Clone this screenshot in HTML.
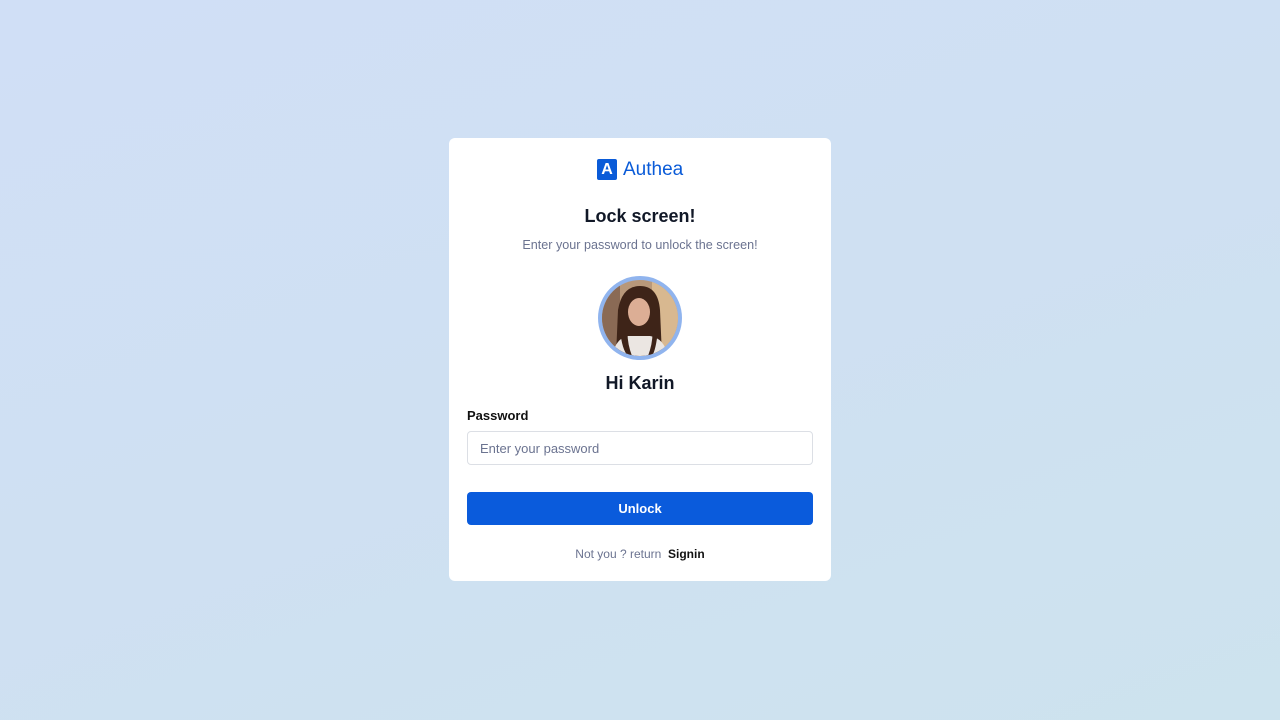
<!DOCTYPE html>
<html><head><style>
*{box-sizing:border-box;margin:0;padding:0}
body{width:1280px;height:720px;overflow:hidden;font-family:"Liberation Sans",sans-serif;background:linear-gradient(160deg,#d0dff6 0%,#cfe0f2 50%,#cde3ee 100%);position:relative}
.card{position:absolute;left:449px;top:138px;width:382px;height:443px;background:#fff;border-radius:6px}
.c{position:absolute;left:0;width:100%;text-align:center}
.logo{top:158px;left:597px;position:absolute;display:flex;align-items:center}
.lb{width:20px;height:21px;background:#0a5bd8;border-radius:2px;color:#fff;font-weight:bold;font-size:16px;text-align:center;line-height:21px}
.lt{color:#0a5bd8;font-size:19px;margin-left:6px;line-height:22px;padding-top:1px}
h1{font-size:18px;font-weight:bold;color:#111827}
.sub{font-size:12.6px;color:#6b7390}
.av{position:absolute;left:598px;top:276px;width:84px;height:84px;border-radius:50%;background:#90b4ee;padding:4px}
.av svg{display:block;border-radius:50%}
</style></head><body>
<div class="card"></div>
<div class="logo"><div class="lb">A</div><div class="lt">Authea</div></div>
<div class="c" style="top:206px"><h1>Lock screen!</h1></div>
<div class="c sub" style="top:238px">Enter your password to unlock the screen!</div>
<div class="av"><svg width="76" height="76" viewBox="0 0 76 76">
<rect width="76" height="76" fill="#b8987a"/>
<rect x="50" y="0" width="26" height="76" fill="#d8b890"/>
<rect x="0" y="0" width="18" height="76" fill="#8a6a55"/>
<path d="M14 76 L16 30 Q20 6 38 6 Q56 6 58 30 L60 76 Z" fill="#3e2418"/>
<ellipse cx="37" cy="32" rx="11" ry="14" fill="#dcae95"/>
<path d="M10 76 Q14 58 26 56 L48 56 Q62 58 66 76 Z" fill="#ebe6e2"/>
<path d="M18 50 Q20 70 26 76 L30 76 Q24 60 26 46 Z M56 50 Q54 70 50 76 L46 76 Q52 60 50 46 Z" fill="#3e2418"/>
</svg></div>
<div class="c" style="top:373px;font-size:18px;font-weight:bold;color:#111827">Hi Karin</div>
<div style="position:absolute;left:467px;top:408px;font-size:13px;font-weight:bold;color:#111">Password</div>
<div style="position:absolute;left:467px;top:431px;width:346px;height:34px;border:1px solid #dcdfe5;border-radius:4px;font-size:13px;color:#6b7390;padding:9px 12px">Enter your password</div>
<div style="position:absolute;left:467px;top:492px;width:346px;height:33px;background:#0a5bdc;border-radius:4px;color:#fff;font-weight:bold;font-size:13px;text-align:center;line-height:33px">Unlock</div>
<div class="c" style="top:547px;font-size:12px;color:#6b7390">Not you ? return &nbsp;<b style="color:#111">Signin</b></div>
</body></html>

▶ Problem requirements:
Every line above should be repeated exactly; pictures stay out of the copy.

▶ Response to the task:
Clone this screenshot in HTML.
<!DOCTYPE html>
<html><head><style>
*{box-sizing:border-box;margin:0;padding:0}
body{width:1280px;height:720px;overflow:hidden;font-family:"Liberation Sans",sans-serif;background:linear-gradient(160deg,#d0dff6 0%,#cfe0f2 50%,#cde3ee 100%);position:relative}
.card{position:absolute;left:449px;top:138px;width:382px;height:443px;background:#fff;border-radius:6px}
.c{position:absolute;left:0;width:100%;text-align:center}
.logo{top:158px;left:597px;position:absolute;display:flex;align-items:center}
.lb{width:20px;height:21px;background:#0a5bd8;border-radius:2px;color:#fff;font-weight:bold;font-size:16px;text-align:center;line-height:21px}
.lt{color:#0a5bd8;font-size:19px;margin-left:6px;line-height:22px;padding-top:1px}
h1{font-size:18px;font-weight:bold;color:#111827}
.sub{font-size:12.6px;color:#6b7390}
.av{position:absolute;left:598px;top:276px;width:84px;height:84px;border-radius:50%;background:#90b4ee;padding:4px}
.av svg{display:block;border-radius:50%}
</style></head><body>
<div class="card"></div>
<div class="logo"><div class="lb">A</div><div class="lt">Authea</div></div>
<div class="c" style="top:206px"><h1>Lock screen!</h1></div>
<div class="c sub" style="top:238px">Enter your password to unlock the screen!</div>
<div class="av"><svg width="76" height="76" viewBox="0 0 76 76">
<rect width="76" height="76" fill="#b8987a"/>
<rect x="50" y="0" width="26" height="76" fill="#d8b890"/>
<rect x="0" y="0" width="18" height="76" fill="#8a6a55"/>
<path d="M14 76 L16 30 Q20 6 38 6 Q56 6 58 30 L60 76 Z" fill="#3e2418"/>
<ellipse cx="37" cy="32" rx="11" ry="14" fill="#dcae95"/>
<path d="M10 76 Q14 58 26 56 L48 56 Q62 58 66 76 Z" fill="#ebe6e2"/>
<path d="M18 50 Q20 70 26 76 L30 76 Q24 60 26 46 Z M56 50 Q54 70 50 76 L46 76 Q52 60 50 46 Z" fill="#3e2418"/>
</svg></div>
<div class="c" style="top:373px;font-size:18px;font-weight:bold;color:#111827">Hi Karin</div>
<div style="position:absolute;left:467px;top:408px;font-size:13px;font-weight:bold;color:#111">Password</div>
<div style="position:absolute;left:467px;top:431px;width:346px;height:34px;border:1px solid #dcdfe5;border-radius:4px;font-size:13px;color:#6b7390;padding:9px 12px">Enter your password</div>
<div style="position:absolute;left:467px;top:492px;width:346px;height:33px;background:#0a5bdc;border-radius:4px;color:#fff;font-weight:bold;font-size:13px;text-align:center;line-height:33px">Unlock</div>
<div class="c" style="top:547px;font-size:12px;color:#6b7390">Not you ? return &nbsp;<b style="color:#111">Signin</b></div>
</body></html>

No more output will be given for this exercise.